Enclosed for your consideration is a Prospectus, dated          , 2015 (the “Prospectus”), and the related Letter of Transmittal (the “Letter of Transmittal”), relating to the offer of Speedway Motorsports, Inc., a Delaware corporation (the “Company”), to exchange (the “Exchange Offer”) its 5.125% Senior Notes due 2023 that have been registered under the Securities Act of 1933, as amended, for its issued and outstanding 5.125% Senior Notes due 2023 (the “Private Notes”), upon the terms and subject to the conditions described in the Prospectus and the Letter of Transmittal. The Exchange Offer is being made in order to satisfy certain obligations of the Company contained in the Registration Rights Agreement, dated January 27, 2015, among the Company, the guarantors listed on the signature pages thereof and the initial purchasers of the Private Notes. Capitalized terms used but not defined herein have the meaning given to them in the Prospectus.

 

This material is being forwarded to you as the beneficial owner of the Private Notes held by us for your account but not registered in your name. A tender of such Private Notes may only be made by us as the holder of record and pursuant to your instructions.

 

Accordingly, we request instructions as to whether you wish us to tender on your behalf the Private Notes held by us for your account, pursuant to the terms and conditions set forth in the enclosed Prospectus and Letter of Transmittal.

 

Your instructions should be forwarded to us as promptly as possible in order to permit us to tender the Private Notes on your behalf in accordance with the provisions of the Exchange Offer. The Exchange Offer will expire at midnight, Charlotte, North Carolina time, on               , 2015, unless extended by the Company. Any Private Notes tendered pursuant to the Exchange Offer may be withdrawn at any time before the Expiration Date.

 

Your attention is directed to the following:

 

1. The Exchange Offer is for any and all Private Notes.

 

2. The Exchange Offer is subject to certain conditions set forth in the Prospectus in the section captioned “The Exchange Offer—Conditions”.

 

3. Any transfer taxes incident to the transfer of Private Notes from the holder to the Company will be paid by the Company, except as otherwise provided in the Instructions in the Letter of Transmittal.

 

4. The Exchange Offer expires at midnight, Charlotte, North Carolina time, on               , 2015, unless extended by the Company.

 

If you wish to have us tender your Private Notes, please so instruct us by completing, executing and returning to us the instruction form on the back of this letter.
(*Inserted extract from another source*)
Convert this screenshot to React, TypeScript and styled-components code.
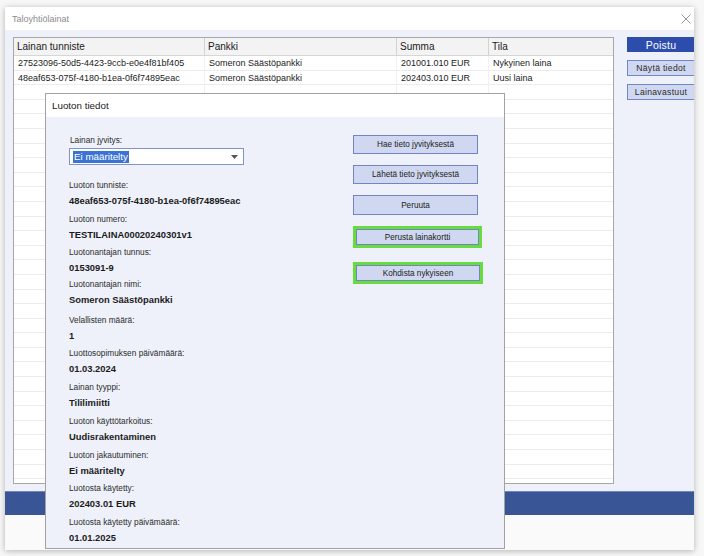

The Letter of Transmittal is furnished to you for information only and may not be used directly by you to tender Private Notes.

 

 
 

 

 

INSTRUCTIONS WITH RESPECT TO
THE EXCHANGE OFFER

 

The undersigned acknowledge(s) receipt of your letter and the enclosed material referred to therein relating to the Exchange Offer made by Speedway Motorsports, Inc. with respect to its Private Notes.

 

This will instruct you to tender the Private Notes held by you for the account of the undersigned, upon and subject to the terms and conditions set forth in the Prospectus and the related Letter of Transmittal.

 

The undersigned expressly agrees to be bound by the enclosed Letter of Transmittal and that such Letter of Transmittal may be enforced against the undersigned.

 

[ ] Please tender the Private Notes held by you for my account as indicated below:

 

5.125% Senior Notes due 2023

 

$______________________________
(Aggregate Principal Amount of Private Notes)
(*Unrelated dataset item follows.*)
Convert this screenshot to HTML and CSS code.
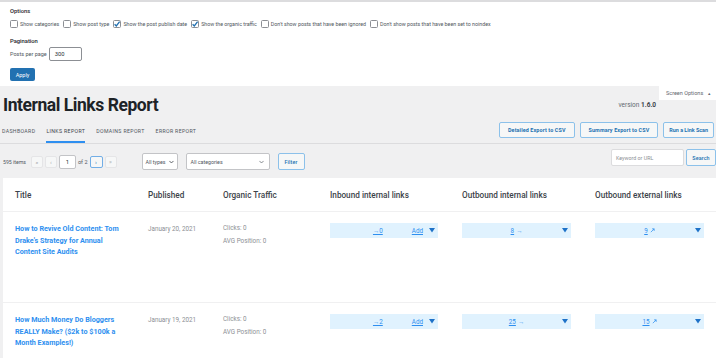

[ ] Please do not tender any Private Notes held by you for my account.

 

Dated: ___________________, 2015

 

Signature(s):

 


 

Print Name(s):

 

 


 

Print Address(es):

 

 


 

Area Code and Telephone Number(s):

 

 


 

Tax Identification or Social Security Number(s):

 

 


 

None of the Private Notes held by us for your account will be tendered unless we receive written instructions from you to do so. Unless a specific contrary instruction is given in the space provided, your signature(s) hereon shall constitute an instruction to us to tender all the Private Notes held by us for your account.